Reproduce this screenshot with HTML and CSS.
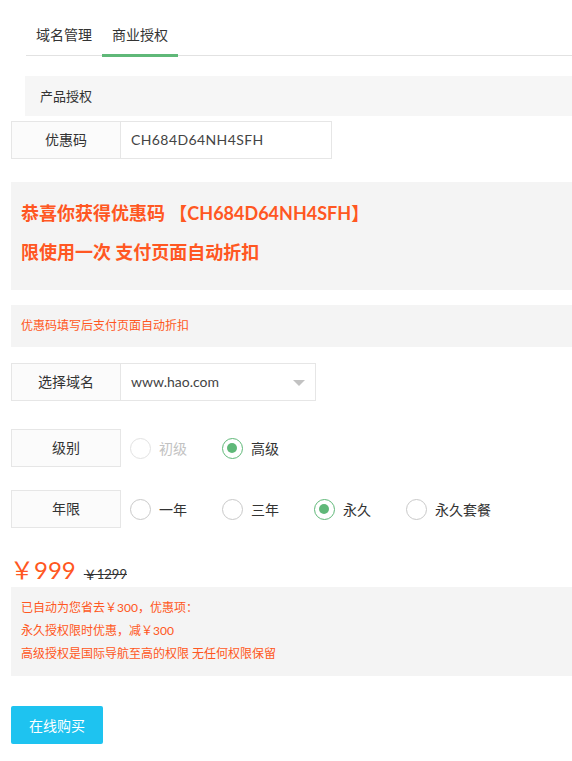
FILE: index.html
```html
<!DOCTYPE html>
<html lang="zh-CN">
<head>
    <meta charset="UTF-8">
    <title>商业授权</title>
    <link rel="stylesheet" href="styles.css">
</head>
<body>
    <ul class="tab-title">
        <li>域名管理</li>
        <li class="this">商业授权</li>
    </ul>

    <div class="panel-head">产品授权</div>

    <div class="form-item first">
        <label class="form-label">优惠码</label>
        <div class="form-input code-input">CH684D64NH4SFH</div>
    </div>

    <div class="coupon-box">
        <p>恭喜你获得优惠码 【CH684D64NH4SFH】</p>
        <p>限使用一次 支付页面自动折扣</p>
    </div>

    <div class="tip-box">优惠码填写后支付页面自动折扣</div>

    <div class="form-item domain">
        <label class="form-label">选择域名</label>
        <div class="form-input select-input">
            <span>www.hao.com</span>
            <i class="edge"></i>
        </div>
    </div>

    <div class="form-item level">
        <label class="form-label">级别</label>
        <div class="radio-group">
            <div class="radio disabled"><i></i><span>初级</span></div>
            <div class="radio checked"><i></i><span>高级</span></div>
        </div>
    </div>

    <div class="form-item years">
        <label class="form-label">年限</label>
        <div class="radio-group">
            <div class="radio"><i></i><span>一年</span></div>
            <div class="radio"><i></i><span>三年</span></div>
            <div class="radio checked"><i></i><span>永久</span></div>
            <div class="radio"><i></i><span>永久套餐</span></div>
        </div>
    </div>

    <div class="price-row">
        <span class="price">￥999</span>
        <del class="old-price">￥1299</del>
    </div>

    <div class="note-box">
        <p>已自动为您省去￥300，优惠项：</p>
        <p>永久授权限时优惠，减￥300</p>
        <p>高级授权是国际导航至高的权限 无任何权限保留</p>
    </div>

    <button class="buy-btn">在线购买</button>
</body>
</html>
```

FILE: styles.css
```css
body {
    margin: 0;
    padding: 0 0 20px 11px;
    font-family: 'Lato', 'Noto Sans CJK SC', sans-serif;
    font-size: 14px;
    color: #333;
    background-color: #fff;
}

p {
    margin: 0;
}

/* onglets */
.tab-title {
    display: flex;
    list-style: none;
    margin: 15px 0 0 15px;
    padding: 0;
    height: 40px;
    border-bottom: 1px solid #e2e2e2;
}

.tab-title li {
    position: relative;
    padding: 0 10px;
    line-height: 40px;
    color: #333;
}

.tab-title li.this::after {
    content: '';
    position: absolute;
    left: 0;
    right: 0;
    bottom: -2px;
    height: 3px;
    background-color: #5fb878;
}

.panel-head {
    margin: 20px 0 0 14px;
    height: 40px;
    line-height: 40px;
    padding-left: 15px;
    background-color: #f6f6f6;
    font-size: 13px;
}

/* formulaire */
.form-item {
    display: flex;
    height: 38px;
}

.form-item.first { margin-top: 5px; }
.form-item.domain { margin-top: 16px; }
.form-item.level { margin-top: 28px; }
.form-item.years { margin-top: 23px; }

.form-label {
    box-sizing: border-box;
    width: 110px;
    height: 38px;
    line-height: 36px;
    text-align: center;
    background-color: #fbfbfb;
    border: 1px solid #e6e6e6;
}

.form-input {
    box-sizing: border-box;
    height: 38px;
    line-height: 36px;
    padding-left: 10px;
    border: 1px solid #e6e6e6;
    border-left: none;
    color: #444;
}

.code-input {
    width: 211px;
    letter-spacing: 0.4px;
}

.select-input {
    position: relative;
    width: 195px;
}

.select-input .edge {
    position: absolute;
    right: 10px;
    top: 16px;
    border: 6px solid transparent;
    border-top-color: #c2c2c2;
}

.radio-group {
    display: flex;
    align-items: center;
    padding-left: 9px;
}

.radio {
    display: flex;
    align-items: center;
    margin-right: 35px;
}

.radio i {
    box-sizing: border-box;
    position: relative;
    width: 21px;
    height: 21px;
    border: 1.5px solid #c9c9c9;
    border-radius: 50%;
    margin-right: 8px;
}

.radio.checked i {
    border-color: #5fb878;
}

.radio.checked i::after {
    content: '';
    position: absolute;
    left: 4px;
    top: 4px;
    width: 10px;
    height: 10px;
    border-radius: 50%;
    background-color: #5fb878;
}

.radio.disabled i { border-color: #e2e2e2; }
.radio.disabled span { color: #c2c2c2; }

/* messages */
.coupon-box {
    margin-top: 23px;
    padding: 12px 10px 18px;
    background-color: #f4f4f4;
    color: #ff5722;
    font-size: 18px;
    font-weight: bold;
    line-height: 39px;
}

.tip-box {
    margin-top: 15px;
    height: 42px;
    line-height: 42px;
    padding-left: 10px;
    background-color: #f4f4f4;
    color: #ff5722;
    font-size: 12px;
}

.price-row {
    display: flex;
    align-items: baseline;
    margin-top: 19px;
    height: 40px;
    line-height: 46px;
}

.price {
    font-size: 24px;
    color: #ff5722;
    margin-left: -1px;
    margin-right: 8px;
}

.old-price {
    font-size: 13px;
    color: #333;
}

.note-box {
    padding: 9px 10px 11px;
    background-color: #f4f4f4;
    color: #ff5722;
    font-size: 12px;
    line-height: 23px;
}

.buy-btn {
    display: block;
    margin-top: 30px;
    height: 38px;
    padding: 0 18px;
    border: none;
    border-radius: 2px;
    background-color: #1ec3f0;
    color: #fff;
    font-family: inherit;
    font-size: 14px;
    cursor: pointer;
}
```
___
What you are asked to do:
Output an exact copy of the material, with the pictures removed.

Final result:
Reproduce this screenshot with HTML and CSS.
FILE: index.html
```html
<!DOCTYPE html>
<html lang="zh-CN">
<head>
    <meta charset="UTF-8">
    <title>商业授权</title>
    <link rel="stylesheet" href="styles.css">
</head>
<body>
    <ul class="tab-title">
        <li>域名管理</li>
        <li class="this">商业授权</li>
    </ul>

    <div class="panel-head">产品授权</div>

    <div class="form-item first">
        <label class="form-label">优惠码</label>
        <div class="form-input code-input">CH684D64NH4SFH</div>
    </div>

    <div class="coupon-box">
        <p>恭喜你获得优惠码 【CH684D64NH4SFH】</p>
        <p>限使用一次 支付页面自动折扣</p>
    </div>

    <div class="tip-box">优惠码填写后支付页面自动折扣</div>

    <div class="form-item domain">
        <label class="form-label">选择域名</label>
        <div class="form-input select-input">
            <span>www.hao.com</span>
            <i class="edge"></i>
        </div>
    </div>

    <div class="form-item level">
        <label class="form-label">级别</label>
        <div class="radio-group">
            <div class="radio disabled"><i></i><span>初级</span></div>
            <div class="radio checked"><i></i><span>高级</span></div>
        </div>
    </div>

    <div class="form-item years">
        <label class="form-label">年限</label>
        <div class="radio-group">
            <div class="radio"><i></i><span>一年</span></div>
            <div class="radio"><i></i><span>三年</span></div>
            <div class="radio checked"><i></i><span>永久</span></div>
            <div class="radio"><i></i><span>永久套餐</span></div>
        </div>
    </div>

    <div class="price-row">
        <span class="price">￥999</span>
        <del class="old-price">￥1299</del>
    </div>

    <div class="note-box">
        <p>已自动为您省去￥300，优惠项：</p>
        <p>永久授权限时优惠，减￥300</p>
        <p>高级授权是国际导航至高的权限 无任何权限保留</p>
    </div>

    <button class="buy-btn">在线购买</button>
</body>
</html>
```

FILE: styles.css
```css
body {
    margin: 0;
    padding: 0 0 20px 11px;
    font-family: 'Lato', 'Noto Sans CJK SC', sans-serif;
    font-size: 14px;
    color: #333;
    background-color: #fff;
}

p {
    margin: 0;
}

/* onglets */
.tab-title {
    display: flex;
    list-style: none;
    margin: 15px 0 0 15px;
    padding: 0;
    height: 40px;
    border-bottom: 1px solid #e2e2e2;
}

.tab-title li {
    position: relative;
    padding: 0 10px;
    line-height: 40px;
    color: #333;
}

.tab-title li.this::after {
    content: '';
    position: absolute;
    left: 0;
    right: 0;
    bottom: -2px;
    height: 3px;
    background-color: #5fb878;
}

.panel-head {
    margin: 20px 0 0 14px;
    height: 40px;
    line-height: 40px;
    padding-left: 15px;
    background-color: #f6f6f6;
    font-size: 13px;
}

/* formulaire */
.form-item {
    display: flex;
    height: 38px;
}

.form-item.first { margin-top: 5px; }
.form-item.domain { margin-top: 16px; }
.form-item.level { margin-top: 28px; }
.form-item.years { margin-top: 23px; }

.form-label {
    box-sizing: border-box;
    width: 110px;
    height: 38px;
    line-height: 36px;
    text-align: center;
    background-color: #fbfbfb;
    border: 1px solid #e6e6e6;
}

.form-input {
    box-sizing: border-box;
    height: 38px;
    line-height: 36px;
    padding-left: 10px;
    border: 1px solid #e6e6e6;
    border-left: none;
    color: #444;
}

.code-input {
    width: 211px;
    letter-spacing: 0.4px;
}

.select-input {
    position: relative;
    width: 195px;
}

.select-input .edge {
    position: absolute;
    right: 10px;
    top: 16px;
    border: 6px solid transparent;
    border-top-color: #c2c2c2;
}

.radio-group {
    display: flex;
    align-items: center;
    padding-left: 9px;
}

.radio {
    display: flex;
    align-items: center;
    margin-right: 35px;
}

.radio i {
    box-sizing: border-box;
    position: relative;
    width: 21px;
    height: 21px;
    border: 1.5px solid #c9c9c9;
    border-radius: 50%;
    margin-right: 8px;
}

.radio.checked i {
    border-color: #5fb878;
}

.radio.checked i::after {
    content: '';
    position: absolute;
    left: 4px;
    top: 4px;
    width: 10px;
    height: 10px;
    border-radius: 50%;
    background-color: #5fb878;
}

.radio.disabled i { border-color: #e2e2e2; }
.radio.disabled span { color: #c2c2c2; }

/* messages */
.coupon-box {
    margin-top: 23px;
    padding: 12px 10px 18px;
    background-color: #f4f4f4;
    color: #ff5722;
    font-size: 18px;
    font-weight: bold;
    line-height: 39px;
}

.tip-box {
    margin-top: 15px;
    height: 42px;
    line-height: 42px;
    padding-left: 10px;
    background-color: #f4f4f4;
    color: #ff5722;
    font-size: 12px;
}

.price-row {
    display: flex;
    align-items: baseline;
    margin-top: 19px;
    height: 40px;
    line-height: 46px;
}

.price {
    font-size: 24px;
    color: #ff5722;
    margin-left: -1px;
    margin-right: 8px;
}

.old-price {
    font-size: 13px;
    color: #333;
}

.note-box {
    padding: 9px 10px 11px;
    background-color: #f4f4f4;
    color: #ff5722;
    font-size: 12px;
    line-height: 23px;
}

.buy-btn {
    display: block;
    margin-top: 30px;
    height: 38px;
    padding: 0 18px;
    border: none;
    border-radius: 2px;
    background-color: #1ec3f0;
    color: #fff;
    font-family: inherit;
    font-size: 14px;
    cursor: pointer;
}
```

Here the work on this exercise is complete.